Friday, October 9, 2015

Ending the War


5 years ago, if someone had shown me a photo of what life would look like today, I would have wholeheartedly laughed out loud.  If they had told me that, in the middle of the deepest grief and heartache of my life...as I was being battered and tossed by hurricane force winds and waves, I would wake up somehow in sacred space...I would have called them crazy right to their face.  If they had told me that, in 5 years, the whole landscape of my existence would be changed, I would have nodded politely and walked away shaking my head.

And yet, it all seems so.

Somewhere along the line, the raging, bloody, loud, relentless war with myself became a distant, intermittent whisper.  I don't know when it happened, or just how...one day, it just was.

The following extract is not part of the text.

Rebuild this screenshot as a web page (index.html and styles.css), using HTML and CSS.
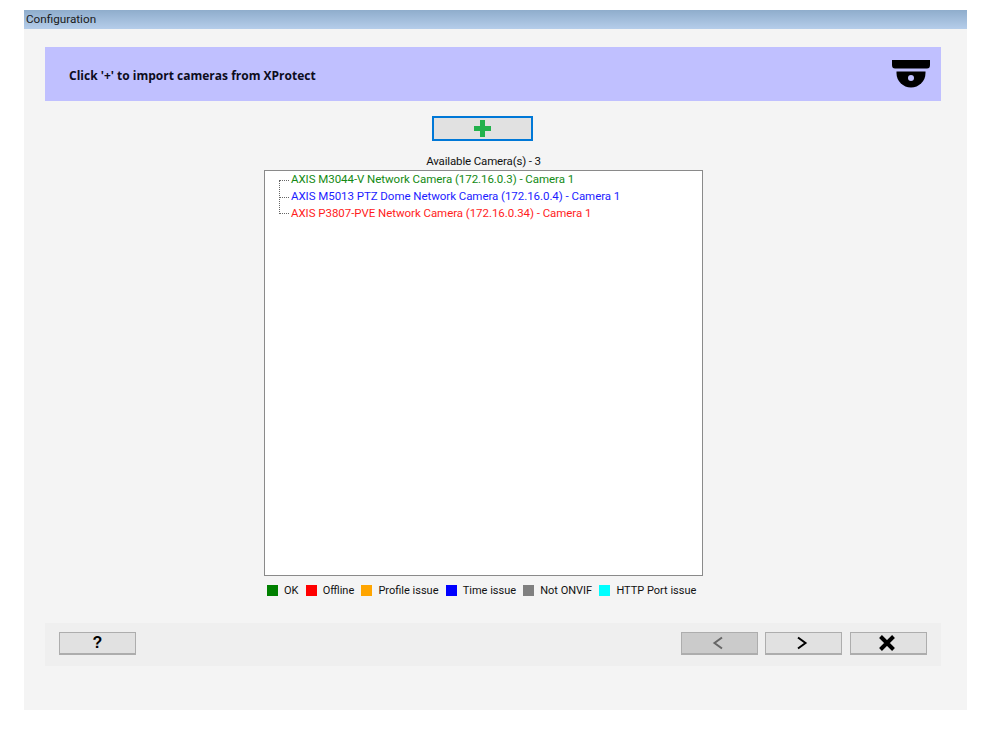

I noticed that the language in which my head spoke to my heart had changed...less judging, more kind...

I noticed a certain tone of willingness in my life...to see...to stay...

One day, after a long period of pain...searing, ripping, blinding pain...I woke up and realized that something had shifted.  In that pause, for that brief moment, nothing hurt...everything was ok...nothing was wrong with me...and, maybe for the first time...I really touched that.  I believed it.

I trusted in the goodness of this heart beating in my chest.

Compassionate...loving...

Sacred space...

(It is almost a given that I will forget again.  So I decided to write it down)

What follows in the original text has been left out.